On Tue, 10 Sep 2019 09:12:21 -0400, Jim Mulder wrote:
> RUCSA was (reluctantly) designed to allow a particular set of customers to
>move to z/OS 2.4 while continuing to run a mission critical application for
>which the source code has been lost. RUCSA is not intended to be a
>model for future application development.
>
I might then expect that its use would be (reluctantly) tolerated by
security auditors.
On Tue, 10 Sep 2019 09:27:00 -0500, Tom Marchant wrote:
>On Tue, 10 Sep 2019 09:54:43 +0200, Martin Packer wrote:
>
>>If you are enabled to use User-Key CSA via RUCSA I believe you "have a
>>ticket to THE party", the ONE AND ONLY party. Meaning you can access other
>>users' allocations of User Key CSA.
>
>If I understand it correctly, anyone can access RUCSA storage once someone
>obtains it.
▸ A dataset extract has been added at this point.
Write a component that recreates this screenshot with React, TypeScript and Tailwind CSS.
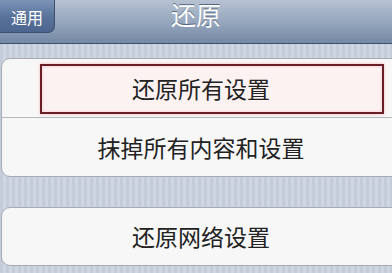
import React from "react";

const cjk = { fontFamily: '"Noto Sans CJK SC", "Noto Sans", sans-serif' };

export default function App() {
  return (
    <div
      className="w-[392px] h-[273px] overflow-hidden flex flex-col bg-[repeating-linear-gradient(90deg,#c5ccd9_0px,#c5ccd9_3px,#d0d6e1_3px,#d0d6e1_6px)]"
      style={cjk}
    >
      <div className="h-[44px] shrink-0 grid grid-cols-[1fr_auto_1fr] items-start bg-[linear-gradient(180deg,#b7c2d2_0%,#97a7bd_50%,#7489a6_100%)] border-b border-[#3f506b]">
        <div className="flex">
          <div className="w-[55px] h-[33px] rounded-br-[7px] bg-[linear-gradient(180deg,#7d94b6_0%,#5a749c_50%,#4b658e_100%)] border-r border-b border-[#3d5070] flex items-center justify-center pt-[1px] text-white text-[16px] leading-none">
            通用
          </div>
        </div>
        <div className="text-white text-[25px] leading-none pt-[2px] [text-shadow:0_-1px_0_#55677f]">还原</div>
        <div />
      </div>

      <div className="mt-[14px] ml-[1px] w-[400px] shrink-0 rounded-[9px] border border-[#a7abb3] bg-[#f7f7f7] flex flex-col">
        <div className="relative h-[59px] flex items-center justify-center border-b border-[#b3b6bc] text-[#222] text-[23px] leading-none">
          <div className="absolute left-[38px] top-[5px] w-[344px] h-[50px] border-2 border-[#6a1e25] bg-[#fdf2f2] shadow-[0_0_3px_#f3b5b8,inset_0_0_3px_#f3c2c4]" />
          <span className="relative">还原所有设置</span>
        </div>
        <div className="h-[58px] flex items-center justify-center text-[#222] text-[23px] leading-none">
          抹掉所有内容和设置
        </div>
      </div>

      <div className="mt-[30px] ml-[1px] w-[400px] h-[59px] shrink-0 rounded-[9px] border border-[#a7abb3] bg-[#f7f7f7] flex items-center justify-center text-[#222] text-[23px] leading-none">
        还原网络设置
      </div>
    </div>
  );
}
The limitation is on who can issue GETMAIN (or STORAGE OBTAIN)
>for user key CSA.
Back to:
https://www.ibm.com/support/knowledgecenter/en/SSLTBW_2.3.0/com.ibm.zos.v2r3.ieae100/ieae1-rucsa.htm
... Accessible only from address spaces that are running under user IDs
that have SAF READ authority
to the IARRSM.RUCSA profile ...
"Accessible only" seems to imply that the restriction applies to read and
write as well as to OBTAIN. This might be achieved by segment protection's
mapping RUCSA into only address spaces suitably authorized by SAF. This
is suggested by the coarse granularity of RUCSA.
Of course if the community of users of that "mission critical application"
is large there's little protection within that site.